→ **What the task asks**
Return a copy of each line that holds the string "styles".
= = =
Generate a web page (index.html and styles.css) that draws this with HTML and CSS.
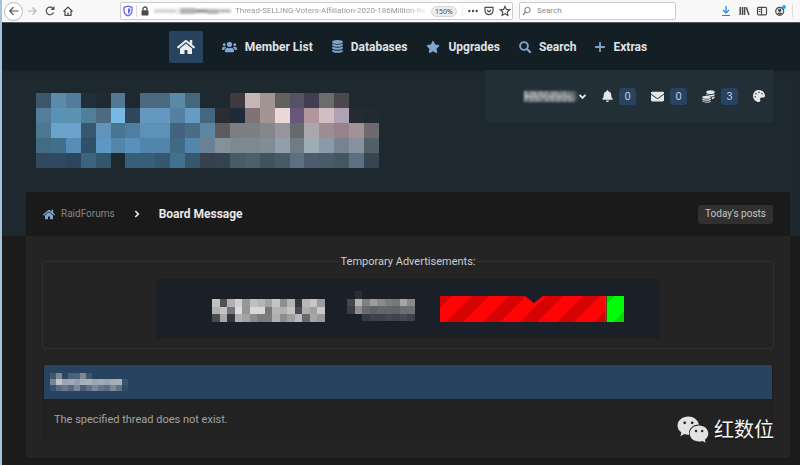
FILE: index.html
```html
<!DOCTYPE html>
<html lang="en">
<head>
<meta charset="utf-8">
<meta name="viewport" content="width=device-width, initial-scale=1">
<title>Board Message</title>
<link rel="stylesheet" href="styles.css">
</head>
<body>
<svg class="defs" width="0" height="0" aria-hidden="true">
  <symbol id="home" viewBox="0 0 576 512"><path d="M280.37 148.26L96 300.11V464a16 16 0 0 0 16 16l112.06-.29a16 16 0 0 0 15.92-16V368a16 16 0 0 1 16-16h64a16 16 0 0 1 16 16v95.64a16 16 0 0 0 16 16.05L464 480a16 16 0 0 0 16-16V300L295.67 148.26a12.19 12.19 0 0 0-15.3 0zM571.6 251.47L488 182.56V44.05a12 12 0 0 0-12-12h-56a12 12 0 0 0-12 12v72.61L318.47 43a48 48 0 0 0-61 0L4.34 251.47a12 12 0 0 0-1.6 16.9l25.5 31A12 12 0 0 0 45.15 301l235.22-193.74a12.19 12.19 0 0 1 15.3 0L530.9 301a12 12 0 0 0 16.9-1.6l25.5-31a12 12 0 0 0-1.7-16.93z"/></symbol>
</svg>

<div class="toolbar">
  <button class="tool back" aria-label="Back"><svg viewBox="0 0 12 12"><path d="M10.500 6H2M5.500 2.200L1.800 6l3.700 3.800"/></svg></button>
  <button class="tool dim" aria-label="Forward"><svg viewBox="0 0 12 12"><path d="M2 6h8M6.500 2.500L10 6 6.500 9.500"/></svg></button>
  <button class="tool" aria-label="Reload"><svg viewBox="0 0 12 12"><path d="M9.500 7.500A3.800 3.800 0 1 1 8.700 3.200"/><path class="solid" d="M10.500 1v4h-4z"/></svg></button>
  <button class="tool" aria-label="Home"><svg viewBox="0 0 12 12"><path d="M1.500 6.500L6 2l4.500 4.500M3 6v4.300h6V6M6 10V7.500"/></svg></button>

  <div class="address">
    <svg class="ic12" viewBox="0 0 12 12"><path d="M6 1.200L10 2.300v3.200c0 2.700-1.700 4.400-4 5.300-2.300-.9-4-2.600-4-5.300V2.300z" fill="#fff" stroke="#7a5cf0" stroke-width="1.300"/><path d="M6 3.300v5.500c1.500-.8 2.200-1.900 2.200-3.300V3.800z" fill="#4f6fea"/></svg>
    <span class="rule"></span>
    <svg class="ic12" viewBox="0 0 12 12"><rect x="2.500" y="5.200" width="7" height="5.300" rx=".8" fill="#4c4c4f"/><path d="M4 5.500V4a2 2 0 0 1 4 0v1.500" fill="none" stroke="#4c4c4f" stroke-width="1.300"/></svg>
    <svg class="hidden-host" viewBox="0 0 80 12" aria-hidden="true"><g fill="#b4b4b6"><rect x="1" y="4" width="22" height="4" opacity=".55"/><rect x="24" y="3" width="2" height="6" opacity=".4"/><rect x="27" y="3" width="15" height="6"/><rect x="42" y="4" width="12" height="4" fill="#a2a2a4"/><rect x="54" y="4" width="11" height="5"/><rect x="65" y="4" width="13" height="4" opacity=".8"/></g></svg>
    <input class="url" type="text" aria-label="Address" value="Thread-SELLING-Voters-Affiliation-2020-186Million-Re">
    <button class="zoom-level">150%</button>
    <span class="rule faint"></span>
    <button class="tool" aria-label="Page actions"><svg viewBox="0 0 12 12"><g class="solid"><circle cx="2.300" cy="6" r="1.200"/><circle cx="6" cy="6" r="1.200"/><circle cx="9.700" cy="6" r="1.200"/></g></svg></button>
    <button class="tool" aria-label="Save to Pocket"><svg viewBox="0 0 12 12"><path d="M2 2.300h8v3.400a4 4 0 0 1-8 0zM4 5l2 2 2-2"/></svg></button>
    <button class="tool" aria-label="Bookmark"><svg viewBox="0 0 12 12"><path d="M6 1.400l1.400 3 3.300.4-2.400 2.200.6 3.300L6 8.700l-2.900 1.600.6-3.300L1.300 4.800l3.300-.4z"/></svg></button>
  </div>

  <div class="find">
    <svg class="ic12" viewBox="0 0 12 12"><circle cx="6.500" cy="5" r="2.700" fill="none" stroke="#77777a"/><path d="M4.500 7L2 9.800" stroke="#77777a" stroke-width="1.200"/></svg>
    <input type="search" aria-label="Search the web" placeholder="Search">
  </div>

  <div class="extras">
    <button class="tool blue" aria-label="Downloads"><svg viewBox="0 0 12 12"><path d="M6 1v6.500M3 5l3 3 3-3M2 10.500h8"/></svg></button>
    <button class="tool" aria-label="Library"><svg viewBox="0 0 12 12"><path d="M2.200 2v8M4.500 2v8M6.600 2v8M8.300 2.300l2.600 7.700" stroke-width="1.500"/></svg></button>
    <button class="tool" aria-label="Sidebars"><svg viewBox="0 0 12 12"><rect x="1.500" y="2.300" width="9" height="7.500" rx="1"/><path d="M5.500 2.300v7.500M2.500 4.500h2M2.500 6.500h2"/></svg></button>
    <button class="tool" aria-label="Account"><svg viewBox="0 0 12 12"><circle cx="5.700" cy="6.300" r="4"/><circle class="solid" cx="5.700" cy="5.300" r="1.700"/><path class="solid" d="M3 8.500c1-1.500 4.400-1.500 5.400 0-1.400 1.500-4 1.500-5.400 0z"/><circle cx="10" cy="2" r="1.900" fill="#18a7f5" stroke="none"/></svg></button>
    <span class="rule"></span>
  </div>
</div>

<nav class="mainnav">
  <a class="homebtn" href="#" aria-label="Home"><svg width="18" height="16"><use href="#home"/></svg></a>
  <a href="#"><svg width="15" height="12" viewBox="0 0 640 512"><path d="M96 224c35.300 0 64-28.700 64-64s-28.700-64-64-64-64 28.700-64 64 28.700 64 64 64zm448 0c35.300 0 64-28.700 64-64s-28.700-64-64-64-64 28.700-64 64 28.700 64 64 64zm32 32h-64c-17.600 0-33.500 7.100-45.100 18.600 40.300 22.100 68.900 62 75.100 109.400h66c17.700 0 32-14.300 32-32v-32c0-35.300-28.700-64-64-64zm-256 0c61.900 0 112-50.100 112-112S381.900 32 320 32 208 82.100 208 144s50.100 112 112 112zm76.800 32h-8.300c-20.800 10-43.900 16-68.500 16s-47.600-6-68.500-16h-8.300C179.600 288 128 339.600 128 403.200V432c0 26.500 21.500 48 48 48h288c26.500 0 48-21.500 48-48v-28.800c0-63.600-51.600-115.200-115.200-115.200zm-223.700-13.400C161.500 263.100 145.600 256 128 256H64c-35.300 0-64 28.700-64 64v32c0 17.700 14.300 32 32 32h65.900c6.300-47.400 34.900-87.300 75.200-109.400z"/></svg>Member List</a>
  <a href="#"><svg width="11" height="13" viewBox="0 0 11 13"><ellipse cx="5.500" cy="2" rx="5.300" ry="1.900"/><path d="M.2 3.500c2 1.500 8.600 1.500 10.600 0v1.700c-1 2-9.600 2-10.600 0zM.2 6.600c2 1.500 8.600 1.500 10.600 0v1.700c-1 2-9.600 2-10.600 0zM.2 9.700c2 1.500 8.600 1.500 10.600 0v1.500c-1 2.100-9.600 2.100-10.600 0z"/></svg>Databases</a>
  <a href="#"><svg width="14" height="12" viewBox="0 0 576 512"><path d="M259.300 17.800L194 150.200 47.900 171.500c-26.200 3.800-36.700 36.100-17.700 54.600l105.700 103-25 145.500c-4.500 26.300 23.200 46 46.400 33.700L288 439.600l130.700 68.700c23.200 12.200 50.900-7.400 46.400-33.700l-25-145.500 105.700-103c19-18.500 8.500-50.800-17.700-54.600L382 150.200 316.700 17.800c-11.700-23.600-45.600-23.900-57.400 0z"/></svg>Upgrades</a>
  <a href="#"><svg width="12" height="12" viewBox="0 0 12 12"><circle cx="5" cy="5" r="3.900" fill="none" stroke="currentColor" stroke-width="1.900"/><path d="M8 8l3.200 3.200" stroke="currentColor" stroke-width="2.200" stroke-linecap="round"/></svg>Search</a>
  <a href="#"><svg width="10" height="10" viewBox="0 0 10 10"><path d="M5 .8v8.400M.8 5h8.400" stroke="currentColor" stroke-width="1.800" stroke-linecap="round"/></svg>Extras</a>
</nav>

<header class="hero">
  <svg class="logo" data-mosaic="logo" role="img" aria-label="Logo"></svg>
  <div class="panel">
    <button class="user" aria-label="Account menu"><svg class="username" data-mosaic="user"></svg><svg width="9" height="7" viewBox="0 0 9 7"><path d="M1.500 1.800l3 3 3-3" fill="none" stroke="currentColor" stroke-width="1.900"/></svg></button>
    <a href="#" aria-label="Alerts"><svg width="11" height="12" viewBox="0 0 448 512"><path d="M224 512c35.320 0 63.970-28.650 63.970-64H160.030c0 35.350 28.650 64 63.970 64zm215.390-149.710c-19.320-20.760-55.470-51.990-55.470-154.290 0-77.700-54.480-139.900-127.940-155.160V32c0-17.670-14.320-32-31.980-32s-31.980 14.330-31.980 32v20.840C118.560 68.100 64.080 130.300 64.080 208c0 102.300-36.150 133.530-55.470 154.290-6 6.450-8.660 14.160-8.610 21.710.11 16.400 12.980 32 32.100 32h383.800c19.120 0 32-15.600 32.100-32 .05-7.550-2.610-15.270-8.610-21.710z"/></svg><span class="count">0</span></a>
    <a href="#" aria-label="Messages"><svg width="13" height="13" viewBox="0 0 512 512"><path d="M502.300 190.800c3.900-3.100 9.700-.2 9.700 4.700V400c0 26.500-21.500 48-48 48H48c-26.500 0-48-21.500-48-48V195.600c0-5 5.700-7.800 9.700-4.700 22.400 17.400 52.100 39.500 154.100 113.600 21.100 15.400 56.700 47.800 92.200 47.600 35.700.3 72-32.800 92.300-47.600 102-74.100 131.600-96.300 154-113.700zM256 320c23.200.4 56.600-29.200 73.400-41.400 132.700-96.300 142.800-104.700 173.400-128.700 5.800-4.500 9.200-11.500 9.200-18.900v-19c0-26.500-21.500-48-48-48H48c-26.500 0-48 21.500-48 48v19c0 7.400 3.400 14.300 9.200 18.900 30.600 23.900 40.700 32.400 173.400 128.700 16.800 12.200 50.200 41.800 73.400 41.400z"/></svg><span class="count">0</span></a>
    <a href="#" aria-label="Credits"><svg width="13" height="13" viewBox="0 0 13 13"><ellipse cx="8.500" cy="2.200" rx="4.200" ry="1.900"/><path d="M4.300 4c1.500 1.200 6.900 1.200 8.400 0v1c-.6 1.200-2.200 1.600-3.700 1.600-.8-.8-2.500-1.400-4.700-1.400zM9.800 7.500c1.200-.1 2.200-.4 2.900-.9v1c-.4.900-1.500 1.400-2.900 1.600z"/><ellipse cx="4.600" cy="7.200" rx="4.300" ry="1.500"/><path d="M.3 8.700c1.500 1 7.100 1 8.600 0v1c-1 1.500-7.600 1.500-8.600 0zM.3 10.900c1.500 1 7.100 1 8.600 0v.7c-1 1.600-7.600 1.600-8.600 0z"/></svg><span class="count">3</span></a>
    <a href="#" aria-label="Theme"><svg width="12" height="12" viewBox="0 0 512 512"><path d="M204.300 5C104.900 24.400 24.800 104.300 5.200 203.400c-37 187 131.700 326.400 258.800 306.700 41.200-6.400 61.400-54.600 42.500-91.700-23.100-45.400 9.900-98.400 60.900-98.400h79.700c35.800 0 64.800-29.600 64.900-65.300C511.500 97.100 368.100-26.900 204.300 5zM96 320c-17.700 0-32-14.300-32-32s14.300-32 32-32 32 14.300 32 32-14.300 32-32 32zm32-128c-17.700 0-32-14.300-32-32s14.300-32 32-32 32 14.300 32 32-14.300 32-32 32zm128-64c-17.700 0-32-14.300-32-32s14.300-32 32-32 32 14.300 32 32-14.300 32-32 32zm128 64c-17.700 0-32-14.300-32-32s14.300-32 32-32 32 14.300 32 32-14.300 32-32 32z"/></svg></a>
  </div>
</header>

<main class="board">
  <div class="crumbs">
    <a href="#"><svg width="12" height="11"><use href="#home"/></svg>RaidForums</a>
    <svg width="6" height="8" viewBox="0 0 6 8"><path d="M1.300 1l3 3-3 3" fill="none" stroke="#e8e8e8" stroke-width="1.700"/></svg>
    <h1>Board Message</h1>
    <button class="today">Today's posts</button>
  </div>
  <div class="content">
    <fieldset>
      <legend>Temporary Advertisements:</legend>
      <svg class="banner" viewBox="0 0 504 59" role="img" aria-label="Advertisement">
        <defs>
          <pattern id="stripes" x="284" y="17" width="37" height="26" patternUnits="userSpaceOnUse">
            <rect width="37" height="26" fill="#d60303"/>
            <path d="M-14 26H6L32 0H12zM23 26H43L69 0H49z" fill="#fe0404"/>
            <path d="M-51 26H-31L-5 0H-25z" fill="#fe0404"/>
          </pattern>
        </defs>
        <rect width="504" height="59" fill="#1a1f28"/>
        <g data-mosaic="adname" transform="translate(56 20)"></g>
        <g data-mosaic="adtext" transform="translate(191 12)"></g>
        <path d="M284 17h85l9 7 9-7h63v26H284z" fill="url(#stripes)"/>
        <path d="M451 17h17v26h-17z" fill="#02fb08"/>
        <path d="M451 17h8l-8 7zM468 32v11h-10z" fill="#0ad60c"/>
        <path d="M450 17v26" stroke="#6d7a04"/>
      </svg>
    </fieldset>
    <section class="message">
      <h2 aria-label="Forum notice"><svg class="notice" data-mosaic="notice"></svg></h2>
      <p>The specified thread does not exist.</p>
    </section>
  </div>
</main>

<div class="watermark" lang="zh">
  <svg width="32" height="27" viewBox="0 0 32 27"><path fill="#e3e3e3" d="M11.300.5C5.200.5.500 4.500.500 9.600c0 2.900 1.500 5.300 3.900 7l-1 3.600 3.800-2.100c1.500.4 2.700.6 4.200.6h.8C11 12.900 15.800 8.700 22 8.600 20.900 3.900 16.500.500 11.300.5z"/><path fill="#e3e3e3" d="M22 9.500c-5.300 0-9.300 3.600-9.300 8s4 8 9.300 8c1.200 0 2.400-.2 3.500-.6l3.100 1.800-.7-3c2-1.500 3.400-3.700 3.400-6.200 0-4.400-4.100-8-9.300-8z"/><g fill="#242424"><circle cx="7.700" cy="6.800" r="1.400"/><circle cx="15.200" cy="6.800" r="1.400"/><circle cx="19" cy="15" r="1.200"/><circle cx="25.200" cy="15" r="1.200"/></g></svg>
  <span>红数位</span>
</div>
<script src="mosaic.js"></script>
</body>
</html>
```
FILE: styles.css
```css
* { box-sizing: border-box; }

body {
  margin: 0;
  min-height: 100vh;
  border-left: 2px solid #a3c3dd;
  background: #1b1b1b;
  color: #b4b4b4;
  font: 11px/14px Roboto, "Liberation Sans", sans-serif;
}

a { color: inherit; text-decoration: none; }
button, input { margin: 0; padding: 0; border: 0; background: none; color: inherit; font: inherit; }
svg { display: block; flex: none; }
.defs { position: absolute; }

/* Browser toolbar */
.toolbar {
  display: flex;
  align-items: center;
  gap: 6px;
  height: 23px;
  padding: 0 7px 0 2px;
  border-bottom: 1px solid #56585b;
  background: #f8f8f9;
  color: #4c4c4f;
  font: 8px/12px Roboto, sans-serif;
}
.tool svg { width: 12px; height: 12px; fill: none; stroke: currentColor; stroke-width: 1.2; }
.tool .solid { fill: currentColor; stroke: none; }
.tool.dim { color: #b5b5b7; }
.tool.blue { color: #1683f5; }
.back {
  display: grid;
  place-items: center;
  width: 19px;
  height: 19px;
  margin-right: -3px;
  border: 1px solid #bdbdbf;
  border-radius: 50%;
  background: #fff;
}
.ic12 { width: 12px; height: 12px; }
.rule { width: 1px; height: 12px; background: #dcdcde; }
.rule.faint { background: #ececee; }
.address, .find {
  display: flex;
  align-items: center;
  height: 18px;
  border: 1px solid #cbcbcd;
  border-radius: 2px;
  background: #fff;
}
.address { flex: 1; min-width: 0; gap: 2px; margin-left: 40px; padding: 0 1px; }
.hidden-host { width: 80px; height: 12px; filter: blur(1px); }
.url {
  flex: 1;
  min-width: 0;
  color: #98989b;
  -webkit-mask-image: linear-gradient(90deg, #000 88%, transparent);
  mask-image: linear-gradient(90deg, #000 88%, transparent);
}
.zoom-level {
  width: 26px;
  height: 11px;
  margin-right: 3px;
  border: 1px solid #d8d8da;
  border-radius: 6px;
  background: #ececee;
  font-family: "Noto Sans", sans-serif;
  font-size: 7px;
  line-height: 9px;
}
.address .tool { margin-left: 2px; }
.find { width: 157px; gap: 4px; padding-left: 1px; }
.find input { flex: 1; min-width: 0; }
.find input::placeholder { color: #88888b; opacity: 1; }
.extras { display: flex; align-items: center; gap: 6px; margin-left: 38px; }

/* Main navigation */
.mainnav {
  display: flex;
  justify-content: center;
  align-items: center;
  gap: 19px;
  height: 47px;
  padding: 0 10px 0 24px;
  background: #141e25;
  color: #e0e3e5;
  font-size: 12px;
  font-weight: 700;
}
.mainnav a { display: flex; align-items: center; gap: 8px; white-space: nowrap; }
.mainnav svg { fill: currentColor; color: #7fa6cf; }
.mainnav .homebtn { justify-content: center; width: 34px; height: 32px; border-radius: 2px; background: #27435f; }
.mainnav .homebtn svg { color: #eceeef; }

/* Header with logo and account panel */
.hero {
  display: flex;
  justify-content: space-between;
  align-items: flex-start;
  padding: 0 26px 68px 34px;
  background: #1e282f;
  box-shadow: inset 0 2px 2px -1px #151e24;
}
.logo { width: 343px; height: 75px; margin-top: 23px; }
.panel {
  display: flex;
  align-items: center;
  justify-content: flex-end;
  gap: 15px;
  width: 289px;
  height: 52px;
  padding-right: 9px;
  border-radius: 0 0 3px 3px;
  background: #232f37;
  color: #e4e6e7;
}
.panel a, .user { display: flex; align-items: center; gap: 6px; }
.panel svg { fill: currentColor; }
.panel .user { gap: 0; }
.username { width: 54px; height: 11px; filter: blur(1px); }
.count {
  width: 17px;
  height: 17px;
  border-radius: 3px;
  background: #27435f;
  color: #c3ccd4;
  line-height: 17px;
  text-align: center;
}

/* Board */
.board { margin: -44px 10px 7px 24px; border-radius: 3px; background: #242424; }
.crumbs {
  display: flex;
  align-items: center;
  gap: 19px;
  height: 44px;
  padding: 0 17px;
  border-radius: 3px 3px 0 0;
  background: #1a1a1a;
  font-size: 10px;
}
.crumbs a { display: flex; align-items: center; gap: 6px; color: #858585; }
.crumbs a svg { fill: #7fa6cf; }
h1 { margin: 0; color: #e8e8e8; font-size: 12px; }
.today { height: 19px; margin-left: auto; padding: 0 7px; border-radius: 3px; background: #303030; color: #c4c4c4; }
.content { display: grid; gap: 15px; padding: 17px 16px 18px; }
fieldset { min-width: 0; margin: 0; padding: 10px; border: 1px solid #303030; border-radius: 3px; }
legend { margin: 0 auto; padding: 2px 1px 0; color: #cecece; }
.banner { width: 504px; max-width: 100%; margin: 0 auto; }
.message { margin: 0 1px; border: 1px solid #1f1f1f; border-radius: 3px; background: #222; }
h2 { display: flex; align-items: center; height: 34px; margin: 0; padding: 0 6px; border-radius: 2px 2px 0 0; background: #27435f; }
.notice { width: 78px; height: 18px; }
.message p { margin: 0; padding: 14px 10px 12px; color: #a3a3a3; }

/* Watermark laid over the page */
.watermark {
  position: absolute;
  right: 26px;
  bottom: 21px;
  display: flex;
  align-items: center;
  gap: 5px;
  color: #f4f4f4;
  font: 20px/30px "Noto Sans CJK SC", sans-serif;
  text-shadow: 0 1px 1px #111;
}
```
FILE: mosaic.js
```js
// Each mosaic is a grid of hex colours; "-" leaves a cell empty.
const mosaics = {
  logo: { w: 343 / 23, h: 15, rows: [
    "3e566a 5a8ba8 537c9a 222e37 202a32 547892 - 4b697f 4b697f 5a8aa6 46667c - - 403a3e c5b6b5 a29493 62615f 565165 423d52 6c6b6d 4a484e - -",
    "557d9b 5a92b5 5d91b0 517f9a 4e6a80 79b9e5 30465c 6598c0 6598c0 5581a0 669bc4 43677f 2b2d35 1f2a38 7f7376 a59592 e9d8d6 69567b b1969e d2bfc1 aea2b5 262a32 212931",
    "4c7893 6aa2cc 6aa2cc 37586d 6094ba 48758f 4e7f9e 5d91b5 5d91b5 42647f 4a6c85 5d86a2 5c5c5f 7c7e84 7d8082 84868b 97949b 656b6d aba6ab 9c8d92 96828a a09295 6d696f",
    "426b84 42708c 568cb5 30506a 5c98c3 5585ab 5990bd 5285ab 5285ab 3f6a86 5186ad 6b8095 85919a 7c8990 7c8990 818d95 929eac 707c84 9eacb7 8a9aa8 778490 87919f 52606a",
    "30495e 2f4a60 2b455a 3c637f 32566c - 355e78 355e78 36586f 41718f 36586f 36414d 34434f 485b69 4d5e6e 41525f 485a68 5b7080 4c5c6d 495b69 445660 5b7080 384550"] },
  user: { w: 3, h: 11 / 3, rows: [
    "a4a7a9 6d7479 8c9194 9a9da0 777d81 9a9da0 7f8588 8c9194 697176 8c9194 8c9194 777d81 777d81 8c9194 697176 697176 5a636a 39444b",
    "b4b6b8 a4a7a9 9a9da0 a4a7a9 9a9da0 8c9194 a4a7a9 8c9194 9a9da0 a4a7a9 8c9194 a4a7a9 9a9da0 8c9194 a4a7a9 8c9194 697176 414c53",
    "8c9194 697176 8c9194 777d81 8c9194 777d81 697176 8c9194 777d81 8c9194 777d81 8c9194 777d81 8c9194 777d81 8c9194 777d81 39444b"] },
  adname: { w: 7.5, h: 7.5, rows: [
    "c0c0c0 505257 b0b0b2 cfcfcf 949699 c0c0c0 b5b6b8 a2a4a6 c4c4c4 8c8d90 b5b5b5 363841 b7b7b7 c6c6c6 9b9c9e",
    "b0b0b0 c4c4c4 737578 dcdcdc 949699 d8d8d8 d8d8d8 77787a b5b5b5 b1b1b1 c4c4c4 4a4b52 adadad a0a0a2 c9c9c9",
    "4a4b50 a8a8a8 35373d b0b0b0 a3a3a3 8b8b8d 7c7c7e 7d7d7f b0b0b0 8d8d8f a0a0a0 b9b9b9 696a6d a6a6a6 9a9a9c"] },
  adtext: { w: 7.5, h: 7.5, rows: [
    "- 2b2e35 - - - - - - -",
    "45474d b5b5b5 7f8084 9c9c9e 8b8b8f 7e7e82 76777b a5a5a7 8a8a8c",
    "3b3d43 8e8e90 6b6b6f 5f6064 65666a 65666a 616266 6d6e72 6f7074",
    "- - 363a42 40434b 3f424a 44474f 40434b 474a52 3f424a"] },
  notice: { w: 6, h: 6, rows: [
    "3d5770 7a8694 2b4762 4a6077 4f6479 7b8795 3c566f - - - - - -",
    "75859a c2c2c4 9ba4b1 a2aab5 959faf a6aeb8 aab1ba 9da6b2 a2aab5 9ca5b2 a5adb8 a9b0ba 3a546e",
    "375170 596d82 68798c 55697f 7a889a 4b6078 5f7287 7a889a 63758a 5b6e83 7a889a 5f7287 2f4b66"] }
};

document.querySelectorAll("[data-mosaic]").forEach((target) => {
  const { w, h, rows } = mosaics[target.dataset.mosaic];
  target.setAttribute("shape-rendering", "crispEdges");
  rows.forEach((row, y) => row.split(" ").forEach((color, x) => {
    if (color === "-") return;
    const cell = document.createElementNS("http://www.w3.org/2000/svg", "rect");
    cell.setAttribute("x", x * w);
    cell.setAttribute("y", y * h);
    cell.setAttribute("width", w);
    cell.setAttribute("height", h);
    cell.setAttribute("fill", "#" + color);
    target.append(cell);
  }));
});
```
= = =
→ **Exercise answer**
Generate a web page (index.html and styles.css) that draws this with HTML and CSS.
<link rel="stylesheet" href="styles.css">
FILE: styles.css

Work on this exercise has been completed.